It's tough to lose the sick-time 'security blanket'

Published: Monday, Nov. 14 2011 1:00 p.m. MST

After 13-plus years working for the same company, you find that you've collected many things.

During my time at the Deseret News, I gathered many, many tearsheets from the newspaper. This made sense during my first few years as a reporter, when the Internet was still relatively new. I needed clips of my stories as a kind of personal reference library.

However, when the time came for me to leave my job, and I discovered this treasure trove of yellowed newsprint in the drawers of various file cabinets, I decided it was time to throw most of it into the recycling bin. (My wife will tell you that I still kept far too many old clips, but I couldn't be expected to toss EVERYTHING!)

Another thing I accumulated during my years at the News was not as tangible, but it was important, nonetheless. And I wish I could have taken some of it with me.

What constituted this mystery collection? Why, sick leave, of course.

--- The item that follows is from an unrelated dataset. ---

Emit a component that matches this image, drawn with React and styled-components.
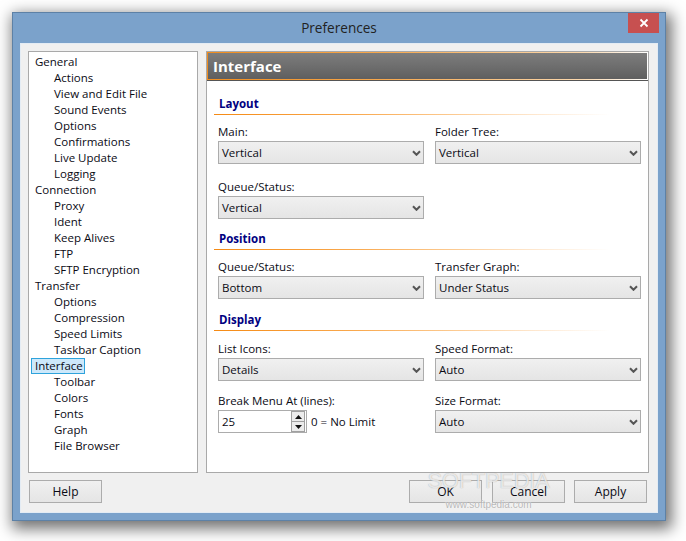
import React from "react";
import styled, { createGlobalStyle } from "styled-components";

const Global = createGlobalStyle`
  html, body { margin: 0; padding: 0; background: #fff; }
  body { padding: 12px; width: 686px; height: 541px; box-sizing: border-box; overflow: hidden;
    font-family: "Open Sans", "Noto Sans", "Liberation Sans", sans-serif; font-size: 11.5px; color: #0a0a14; }
`;

const Win = styled.div`
  position: relative; box-sizing: border-box; width: 654px; height: 509px;
  background: #7ba2cb; border: 1px solid #5d81a6;
  box-shadow: 3px 5px 14px 3px rgba(0,0,0,.55);
  padding: 0 7px 7px; display: flex; flex-direction: column;
`;
const TitleBar = styled.div`
  height: 30px; display: flex; align-items: center; justify-content: center;
  font-size: 13.6px; color: #222; flex: none; padding-bottom: 1px; box-sizing: border-box;
`;
const Close = styled.div`
  position: absolute; top: 0; right: 6px; width: 31px; height: 20px; background: #c75050;
  display: flex; align-items: center; justify-content: center;
`;
const Client = styled.div`
  flex: 1; box-sizing: border-box; background: #f0f0f0; border: 1px solid #e4ecf4;
  padding: 7px 8px 9px 7px; display: flex; flex-direction: column; gap: 7px;
`;
const Main = styled.div`display: flex; gap: 8px; height: 422px; flex: none;`;
const Tree = styled.div`
  box-sizing: border-box; width: 170px; background: #fff; border: 1px solid #a9a9a9;
  padding: 2px 0 0 2px;
`;
const Node = styled.div`
  height: 16px; line-height: 15px; box-sizing: border-box; width: fit-content; white-space: nowrap;
  margin-left: ${p => (p.$child ? 19 : 0)}px;
  padding: 0 ${p => (p.$sel ? 2 : 4)}px 0 4px;
  ${p => p.$sel && "background:#cde8fa; outline:1px solid #2ea3dc; outline-offset:-1px;"}
`;
const Panel = styled.div`
  box-sizing: border-box; width: 443px; background: #fff; border: 1px solid #a9a9a9;
  position: relative; overflow: hidden;
`;
const Header = styled.div`
  box-sizing: border-box; height: 28px; display: flex; align-items: center; padding: 0 0 1px 5px;
  background: linear-gradient(#7d7d7d, #5f5f5f);
  border: 1px solid transparent;
  border-image: linear-gradient(90deg, #f18d1e 0%, #f7a84d 40%, #fcd9ae 85%, #fff 100%) 1;
  color: #fff; font-weight: 700; font-size: 15px;
`;
const HeaderEdge = styled.div`height: 1px; background: #555;`;
const Body = styled.div`padding: 0 7px;`;
const Section = styled.div`margin-top: ${p => p.$top}px;`;
const SectionTitle = styled.div`
  height: 16px; line-height: 15px; padding-left: 5px; font-weight: 700; font-size: 11.5px; color: #00007f;
`;
const Rule = styled.div`
  height: 1px; margin-top: 2px; width: 396px;
  background: linear-gradient(90deg, #f58a14 0%, #f9a84d 35%, #fcc98f 60%, #fee6cc 80%, #fff 100%);
`;
const Grid = styled.div`
  display: grid; grid-template-columns: 206px 206px; column-gap: 11px; row-gap: ${p => p.$gap}px;
  margin: ${p => p.$top}px 0 0 4px;
`;
const Field = styled.div`display: flex; flex-direction: column; gap: 1px;`;
const Label = styled.div`height: 16px; line-height: 16px; white-space: nowrap;`;
const SelectBox = styled.div`
  box-sizing: border-box; height: 23px; border: 1px solid #acacac;
  background: linear-gradient(#f0f0f0, #e5e5e5);
  display: flex; align-items: center; justify-content: space-between; padding: 0 2px 1px 3px;
`;
const SpinRow = styled.div`display: flex; align-items: center; gap: 4px;`;
const SpinInput = styled.div`
  box-sizing: border-box; width: 89px; height: 23px; border: 1px solid #acacac; background: #fff;
  display: flex; align-items: center; justify-content: space-between; padding: 1px 1px 1px 3px;
`;
const SpinButtons = styled.div`
  display: flex; flex-direction: column; width: 12px; height: 19px; border: 1px solid #a0a0a0;
`;
const SpinBtn = styled.div`
  flex: 1; background: #ececec; display: flex; align-items: center; justify-content: center;
  & + & { border-top: 1px solid #a0a0a0; }
`;
const Footer = styled.div`display: flex; padding-left: 1px; height: 23px;`;
const Btn = styled.div`
  box-sizing: border-box; width: 73px; height: 23px; border: 1px solid #acacac;
  background: linear-gradient(#f0f0f0, #e5e5e5); display: flex; align-items: center; justify-content: center;
  margin-left: ${p => p.$ml || 0}px; font-size: 12px;
`;
const Mark = styled.div`
  position: absolute; left: 413px; top: 458px; width: 125px; pointer-events: none; text-align: center;
  font-family: "Liberation Sans", sans-serif;
`;
const MarkBig = styled.div`
  font-size: 22px; line-height: 20px; white-space: nowrap; letter-spacing: -.3px;
  color: rgba(255,255,255,.72); text-shadow: 0 0 1px rgba(110,110,110,.6);
`;
const MarkSmall = styled.div`
  font-size: 10px; line-height: 12px; margin-top: 8px; white-space: nowrap;
  color: rgba(170,170,170,.85); text-shadow: 0 0 1px #fff;
`;

const Chevron = () => (
  <svg width="9" height="7" viewBox="0 0 9 7"><path d="M1 2.2 L4.5 5.8 L8 2.2" fill="none" stroke="#555" strokeWidth="2" /></svg>
);
const Select = ({ v }) => <SelectBox><span>{v}</span><Chevron /></SelectBox>;
const F = ({ l, v }) => <Field><Label>{l}</Label><Select v={v} /></Field>;

const tree = [
  ["General"], ["Actions", 1], ["View and Edit File", 1], ["Sound Events", 1], ["Options", 1], ["Confirmations", 1],
  ["Live Update", 1], ["Logging", 1], ["Connection"], ["Proxy", 1], ["Ident", 1], ["Keep Alives", 1], ["FTP", 1],
  ["SFTP Encryption", 1], ["Transfer"], ["Options", 1], ["Compression", 1], ["Speed Limits", 1], ["Taskbar Caption", 1],
  ["Interface", 0, 1], ["Toolbar", 1], ["Colors", 1], ["Fonts", 1], ["Graph", 1], ["File Browser", 1],
];

export default function App() {
  return (
    <>
      <Global />
      <Win>
        <TitleBar>Preferences</TitleBar>
        <Close>
          <svg width="10" height="10" viewBox="0 0 10 10"><path d="M1.5 1.5 L8.5 8.5 M8.5 1.5 L1.5 8.5" stroke="#fff" strokeWidth="1.8" /></svg>
        </Close>
        <Client>
          <Main>
            <Tree>
              {tree.map(([t, c, s], i) => <Node key={i} $child={!!c} $sel={!!s}>{t}</Node>)}
            </Tree>
            <Panel>
              <Header>Interface</Header>
              <HeaderEdge />
              <Body>
                <Section $top={15}>
                  <SectionTitle>Layout</SectionTitle>
                  <Rule />
                  <Grid $top={9} $gap={15}>
                    <F l="Main:" v="Vertical" />
                    <F l="Folder Tree:" v="Vertical" />
                    <F l="Queue/Status:" v="Vertical" />
                  </Grid>
                </Section>
                <Section $top={12}>
                  <SectionTitle>Position</SectionTitle>
                  <Rule />
                  <Grid $top={9} $gap={15}>
                    <F l="Queue/Status:" v="Bottom" />
                    <F l="Transfer Graph:" v="Under Status" />
                  </Grid>
                </Section>
                <Section $top={13}>
                  <SectionTitle>Display</SectionTitle>
                  <Rule />
                  <Grid $top={10} $gap={12}>
                    <F l="List Icons:" v="Details" />
                    <F l="Speed Format:" v="Auto" />
                    <Field>
                      <Label>Break Menu At (lines):</Label>
                      <SpinRow>
                        <SpinInput>
                          <span>25</span>
                          <SpinButtons>
                            <SpinBtn><svg width="7" height="4" viewBox="0 0 7 4"><path d="M3.5 0 L7 4 L0 4 Z" fill="#111" /></svg></SpinBtn>
                            <SpinBtn><svg width="7" height="4" viewBox="0 0 7 4"><path d="M0 0 L7 0 L3.5 4 Z" fill="#111" /></svg></SpinBtn>
                          </SpinButtons>
                        </SpinInput>
                        <span>0 = No Limit</span>
                      </SpinRow>
                    </Field>
                    <F l="Size Format:" v="Auto" />
                  </Grid>
                </Section>
              </Body>
            </Panel>
          </Main>
          <Footer>
            <Btn>Help</Btn>
            <Btn $ml={307}>OK</Btn>
            <Btn $ml={10}>Cancel</Btn>
            <Btn $ml={9}>Apply</Btn>
          </Footer>
        </Client>
        <Mark>
          <MarkBig>SOFTPEDIA</MarkBig>
          <MarkSmall>www.softpedia.com</MarkSmall>
        </Mark>
      </Win>
    </>
  );
}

As I've mentioned before in this column, I almost never took a sick day during my first eight or nine years at the News. Mostly that's because I was fairly healthy, but on several occasions I was sick and still went to work.

I know going to work when you're ill is a bad idea, but it made sense to me at the time. I usually was part of a small team, and my absence meant another reporter or editor would have to do double-duty. I didn't want that to happen, so I'd get the best over-the-counter medicine I could find and work through the illness.

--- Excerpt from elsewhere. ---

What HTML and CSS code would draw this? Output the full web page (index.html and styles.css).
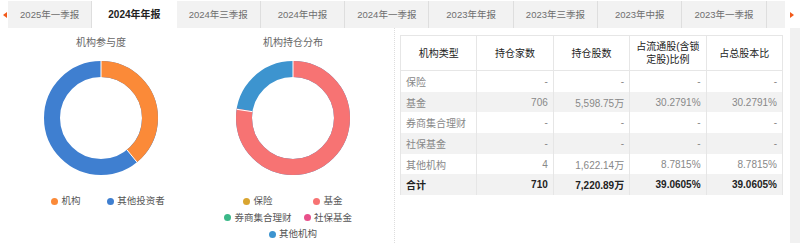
FILE: index.html
```html
<!DOCTYPE html>
<html lang="zh-CN">

<head>
    <meta charset="UTF-8">
    <meta name="viewport" content="width=device-width, initial-scale=1.0">
    <title>机构持仓</title>
    <link rel="stylesheet" href="styles.css">
</head>

<body>
    <div class="tabbar">
        <span class="arrow arrow-left"></span>
        <ul class="tabs">
            <li>2025年一季报</li>
            <li class="active">2024年年报</li>
            <li>2024年三季报</li>
            <li>2024年中报</li>
            <li>2024年一季报</li>
            <li>2023年年报</li>
            <li>2023年三季报</li>
            <li>2023年中报</li>
            <li>2023年一季报</li>
        </ul>
        <span class="arrow arrow-right"></span>
    </div>

    <div class="main">
        <div class="charts">
            <div class="chart">
                <div class="chart-title">机构参与度</div>
                <svg class="donut" width="130" height="130" viewBox="0 0 130 130">
                    <g transform="rotate(-90 65 65)">
                        <circle cx="65" cy="65" r="49" fill="none" stroke="#3f7fd0" stroke-width="16"></circle>
                        <circle cx="65" cy="65" r="49" fill="none" stroke="#fb8a38" stroke-width="16"
                            stroke-dasharray="120.26 307.88"></circle>
                    </g>
                    <line x1="65" y1="8" x2="65" y2="24" stroke="#fff" stroke-width="1"></line>
                    <line x1="101.1" y1="109.3" x2="90.9" y2="96.8" stroke="#fff" stroke-width="1"></line>
                </svg>
                <div class="legend">
                    <span class="item"><i class="dot" style="background:#fb8a38"></i>机构</span>
                    <span class="item"><i class="dot" style="background:#3f7fd0"></i>其他投资者</span>
                </div>
            </div>
            <div class="chart">
                <div class="chart-title">机构持仓分布</div>
                <svg class="donut" width="130" height="130" viewBox="0 0 130 130">
                    <g transform="rotate(-90 65 65)">
                        <circle cx="65" cy="65" r="49" fill="none" stroke="#3d94cf" stroke-width="16"></circle>
                        <circle cx="65" cy="65" r="49" fill="none" stroke="#f77373" stroke-width="16"
                            stroke-dasharray="238.67 307.88"></circle>
                    </g>
                    <line x1="65" y1="8" x2="65" y2="24" stroke="#fff" stroke-width="1"></line>
                    <line x1="8.7" y1="56.3" x2="24.5" y2="58.7" stroke="#fff" stroke-width="1"></line>
                </svg>
                <div class="legend">
                    <span class="item"><i class="dot" style="background:#d9a530"></i>保险</span>
                    <span class="item"><i class="dot" style="background:#f77373"></i>基金</span>
                    <span class="item"><i class="dot" style="background:#3bb888"></i>券商集合理财</span>
                    <span class="item"><i class="dot" style="background:#e8508a"></i>社保基金</span>
                    <span class="item"><i class="dot" style="background:#3d94cf"></i>其他机构</span>
                </div>
            </div>
        </div>

        <div class="table-wrap">
            <table class="holdings">
                <thead>
                    <tr>
                        <th>机构类型</th>
                        <th>持仓家数</th>
                        <th>持仓股数</th>
                        <th>占流通股(含锁<br>定股)比例</th>
                        <th>占总股本比</th>
                    </tr>
                </thead>
                <tbody>
                    <tr>
                        <td>保险</td>
                        <td>-</td>
                        <td>-</td>
                        <td>-</td>
                        <td>-</td>
                    </tr>
                    <tr class="alt">
                        <td>基金</td>
                        <td>706</td>
                        <td>5,598.75万</td>
                        <td>30.2791%</td>
                        <td>30.2791%</td>
                    </tr>
                    <tr>
                        <td>券商集合理财</td>
                        <td>-</td>
                        <td>-</td>
                        <td>-</td>
                        <td>-</td>
                    </tr>
                    <tr class="alt">
                        <td>社保基金</td>
                        <td>-</td>
                        <td>-</td>
                        <td>-</td>
                        <td>-</td>
                    </tr>
                    <tr>
                        <td>其他机构</td>
                        <td>4</td>
                        <td>1,622.14万</td>
                        <td>8.7815%</td>
                        <td>8.7815%</td>
                    </tr>
                    <tr class="alt total">
                        <td>合计</td>
                        <td>710</td>
                        <td>7,220.89万</td>
                        <td>39.0605%</td>
                        <td>39.0605%</td>
                    </tr>
                </tbody>
            </table>
        </div>

        <div class="scrollbar"></div>
    </div>
</body>

</html>
```

FILE: styles.css
```css
body {
    margin: 0;
    font-family: "Liberation Sans", "Noto Sans CJK SC", sans-serif;
    background: #fff;
    color: #555;
}

/* tab strip */
.tabbar {
    display: flex;
    align-items: stretch;
    height: 28px;
    padding-top: 1px;
    box-sizing: border-box;
}

.arrow {
    width: 8px;
    position: relative;
}

.arrow-right {
    width: 15px;
}

.arrow::after {
    content: "";
    position: absolute;
    top: 11px;
    width: 0;
    height: 0;
    border-top: 3px solid transparent;
    border-bottom: 3px solid transparent;
}

.arrow-left::after {
    left: 3px;
    border-right: 4px solid #f25a1a;
}

.arrow-right::after {
    left: 5px;
    border-left: 4px solid #f25a1a;
}

.tabs {
    display: flex;
    flex: 1;
    margin: 0;
    padding: 0;
    list-style: none;
    background: #f2f2f2;
}

.tabs li {
    width: 84.3px;
    flex: none;
    text-align: center;
    line-height: 27px;
    font-size: 9.5px;
    color: #6e6e6e;
    border-right: 1px solid #dedede;
    box-sizing: border-box;
}

.tabs li.active {
    background: #fff;
    color: #222;
    font-weight: bold;
    font-size: 10px;
    border-right: none;
}

/* content */
.main {
    display: flex;
    height: 215px;
}

.charts {
    display: flex;
    width: 395px;
    padding-left: 5px;
    box-sizing: border-box;
    border-right: 1px dotted #ddd;
}

.chart {
    width: 192px;
    display: flex;
    flex-direction: column;
    align-items: center;
}

.chart-title {
    margin-top: 8px;
    font-size: 10px;
    color: #666;
    line-height: 13px;
}

.donut {
    display: block;
    margin-top: 4px;
}

.legend {
    display: flex;
    flex-wrap: wrap;
    justify-content: center;
    width: 140px;
    margin-top: 10px;
    font-size: 9.5px;
    color: #555;
    line-height: 16.5px;
}

.legend .item {
    width: 70px;
    display: flex;
    align-items: center;
    justify-content: center;
    white-space: nowrap;
}

.dot {
    display: inline-block;
    flex: none;
    width: 7px;
    height: 7px;
    border-radius: 50%;
    margin-right: 3px;
}

/* table */
.table-wrap {
    width: 394px;
    padding: 7px 0 0 5px;
    box-sizing: border-box;
}

.holdings {
    width: 383px;
    border-collapse: collapse;
    table-layout: fixed;
    font-size: 10px;
    color: #888;
}

.holdings th {
    height: 34px;
    font-size: 10px;
    font-weight: normal;
    color: #222;
    text-align: center;
    line-height: 13px;
    border: 1px solid #e6e6e6;
    padding: 0 2px;
}

.holdings td {
    height: 20.7px;
    padding: 0 5px;
    text-align: right;
    border-left: 1px solid #e6e6e6;
    border-right: 1px solid #e6e6e6;
}

.holdings td:first-child {
    text-align: left;
}

.holdings tr.alt td {
    background: #f2f2f2;
}

.holdings tr.total td {
    color: #222;
    font-weight: bold;
}

.scrollbar {
    width: 10px;
    margin-left: 1px;
    background: #f1f1f1;
}
```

While I was more likely to take a sick day during my last few years at the News — partially because I was getting older, but I hope also because I was a bit wiser — I still didn't come close to using up all of my accumulated sick leave.

In fact, when I left my deseretnews.com job in September, I had more than 500 hours of sick leave available. Five hundred hours. That's more than 12 workweeks, or three months.

I hoped I would never need that much sick leave, but it was nice to know it was there. It was like a security blanket. I knew that if I ever did get sick — like the year I missed the entire week of Christmas with pneumonia — I didn't have to worry about taking unpaid days off or trying to come up with some other arrangement with my employers.

But then I moved on to my new job, and I left that security blanket behind.